Gosh, I'm tired. This is starting to sound pretty pathetic too, so let me go boo hoo somewhere else.

:(T

Monday, March 10, 2008

More acceptances!

Yay! I was accepted to the University of New Hampshire last week!!! I'm still waiting to hear from the program (namely if they give me a TA/tuition stipend... please God!) and I'm a little nervous about it. If UNH swings like Pitt did then I'm screwed... yet again.

I was also put on the waitlist for the University of Mass at Boston. I'm excited about that too because it's not a rejection yet.

Still waiting on Columbia, Colorado State, and Hollins.

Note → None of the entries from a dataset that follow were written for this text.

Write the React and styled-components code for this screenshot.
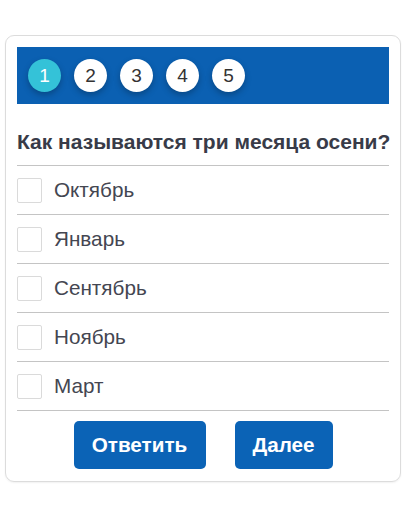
import React from "react";
import styled, { createGlobalStyle } from "styled-components";

const steps = [1, 2, 3, 4, 5];
const answers = ["Октябрь", "Январь", "Сентябрь", "Ноябрь", "Март"];

const App = () => {
  return (
    <>
      <GlobalStyle />
      <Page>
        <QuizCard>
          <StepBar>
            {steps.map((n) => (
              <StepDot key={n} active={n === 1}>
                {n}
              </StepDot>
            ))}
          </StepBar>
          <Question>Как называются три месяца осени?</Question>
          <AnswerList>
            {answers.map((a) => (
              <AnswerRow key={a}>
                <CheckBox />
                <span>{a}</span>
              </AnswerRow>
            ))}
          </AnswerList>
          <Actions>
            <ActionButton type="button" wide>
              Ответить
            </ActionButton>
            <ActionButton type="button">Далее</ActionButton>
          </Actions>
        </QuizCard>
      </Page>
    </>
  );
};

const GlobalStyle = createGlobalStyle`
  html, body {
    margin: 0;
    padding: 0;
    background: #ffffff;
  }
  body {
    font-family: "Liberation Sans", Arial, sans-serif;
  }
`;

const Page = styled.div`
  width: 406px;
  height: 516px;
  padding: 35px 5px 0 5px;
  box-sizing: border-box;
`;

const QuizCard = styled.div`
  width: 396px;
  height: 447px;
  border: 1px solid #dcdcdc;
  border-radius: 9px;
  padding: 11px 11px 0 11px;
  box-sizing: border-box;
  display: flex;
  flex-direction: column;
  box-shadow: 0 1px 2px rgba(0, 0, 0, 0.06);
`;

const StepBar = styled.div`
  height: 57px;
  background: #0b60b2;
  display: flex;
  align-items: center;
  gap: 13px;
  padding: 0 11px;
`;

const StepDot = styled.div`
  width: 33px;
  height: 33px;
  border-radius: 50%;
  background: ${(p) => (p.active ? "#34c2d8" : "#ffffff")};
  color: ${(p) => (p.active ? "#ffffff" : "#333333")};
  display: flex;
  align-items: center;
  justify-content: center;
  font-size: 19px;
  box-shadow: 0 3px 6px rgba(0, 0, 0, 0.25);
`;

const Question = styled.div`
  height: 62px;
  border-bottom: 1px solid #c4c4c4;
  display: flex;
  align-items: center;
  padding-top: 15px;
  box-sizing: border-box;
  font-weight: bold;
  font-size: 21px;
  color: #383b48;
  white-space: nowrap;
`;

const AnswerList = styled.div`
  display: flex;
  flex-direction: column;
`;

const AnswerRow = styled.div`
  height: 49px;
  border-bottom: 1px solid #c4c4c4;
  display: flex;
  align-items: center;
  gap: 12px;
  box-sizing: border-box;
  font-size: 20.7px;
  color: #444651;
`;

const CheckBox = styled.div`
  width: 25px;
  height: 25px;
  border: 1px solid #dadada;
  box-sizing: border-box;
  border-radius: 2px;
  margin-top: 1px;
`;

const Actions = styled.div`
  display: flex;
  justify-content: center;
  gap: 29px;
  padding-top: 10px;
`;

const ActionButton = styled.button`
  width: ${(p) => (p.wide ? "132px" : "98px")};
  height: 48px;
  border: none;
  border-radius: 5px;
  background: #0b63b6;
  color: #ffffff;
  font-family: "Liberation Sans", Arial, sans-serif;
  font-weight: bold;
  font-size: 20.7px;
  cursor: pointer;
`;

export default App;
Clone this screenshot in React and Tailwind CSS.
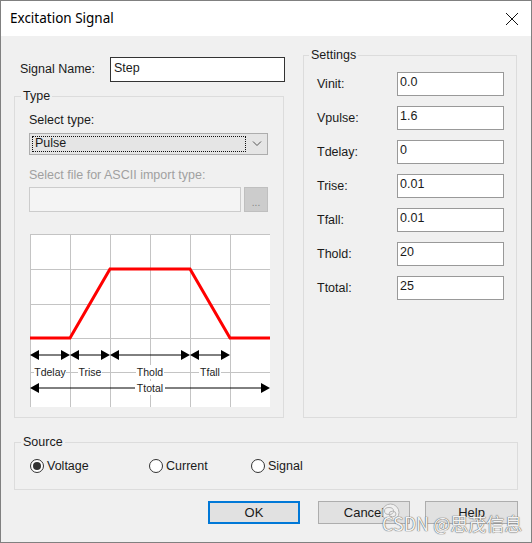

I had no mail on Saturday, which is frustrating, so hopefully something will show up today.

I'm ready to make a decision already.

Monday, March 3, 2008

Accepted to Pitt... but still anxious

I thought I'd start a blog... I have a few others, but this will be strictly for MFA and other writing issues.

I was accepted to the University of Pittsburgh for an MFA in Creative Writing - Fiction. I'm so excited about this, but nervous too as my letter didn't mention any funding possibilities. This scares me. I'd have to pay out-of-state tuition for my MFA at Pitt, which means a possible $80K in loans after three years. I can't do that. I'm freaking out about the debt I owe now--I couldn't put myself in such a place. So... while I'm happy about the acceptance, I'm also scared out of my mind about it. Would I go with no funding? Probably not--but it would be REALLY hard to say no and pass up the opportunity to really profect my writing.

So... I wait nervously for more acceptances (with funding). I still haven't heard from Columbia, University of New Hampshire, University of Texas (Michener Center), University of Mass @ Boston, Colorado State, and Hollins University (which has sent out poetry and CNF notices). Waiting makes me grumpy and anxious.